March 10, 2026
When Crystals Take a Spin Cycle
TCXO Failure Analysis
The $2 clock that broke a fancy scope — commenters blame the ultrasonic ‘carwash’
TLDR: A tiny $2 clock chip in an open oscilloscope died, throwing measurements off until it was replaced; commenters think an ultrasonic cleaning bath may have killed it. The thread exploded with shop-floor rules, from “never wash oscillators” to “don’t snip leads hard,” mixing TILs and memes with hard-won experience.
A two‑dollar clock part brought an open‑hardware oscilloscope to its knees, and the internet had opinions. In the write‑up, a lab test showed a 100 MHz signal showing up around 106 MHz, then a dead 10 MHz “TCXO” — a tiny temperature‑stabilized clock — was found and swapped, fixing everything. The likely culprit? An ultrasonic clean, a buzzy bath used to wash boards.

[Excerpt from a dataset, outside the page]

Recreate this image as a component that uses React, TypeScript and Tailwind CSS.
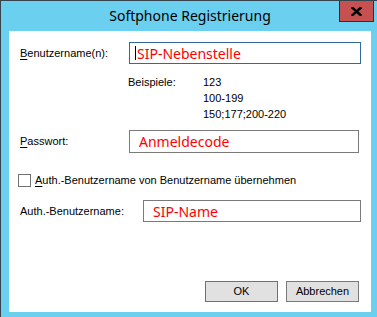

Veterans stormed the comments to say never dunk oscillators. One pro flatly warned, “you’re not supposed to sonic wash anything with an oscillator,” while another added it’s right there in the datasheets. Meanwhile, newcomers had a “today I learned” moment — and a price shock: the fragile hero costs about $2.
One engineer claimed even trimming leads before soldering can jolt a crystal to death. Another explained a neat design trick: divide the frequency by two so a smaller crystal fits the tiny can. And yes, everyone chuckled at the “sketchy” Back Room FA Lab name.
Comic relief bubbled up fast: commenters joked about giving crystals a “spa day” and putting clocks through a “spin cycle.” But beneath the memes, a clear message rang out: a cheap timekeeper can sink expensive gear — and cleaning habits matter.
Key Points
- •Testing a ThunderScope PCIe prototype revealed a 6.6% timebase error: a 100 MHz input appeared near 106 MHz and 10 MHz references read as 10.665 MHz.
- •The ADC clock generator’s PLL lock bit indicated it was not locked.
- •The 10 MHz TCXO (ECS‑TXO‑3225MV‑100) output was flatlined, causing the PLL’s VCO to free‑run and the 1 GHz ADC clock to hover around 938 MHz, unstable.
- •Reworking solder joints did not resolve the issue; replacing the TCXO restored normal operation.
- •The article explains TCXO function and notes ultrasonic cleaning of boards with oscillators as a known risk; deeper failure analysis is forthcoming.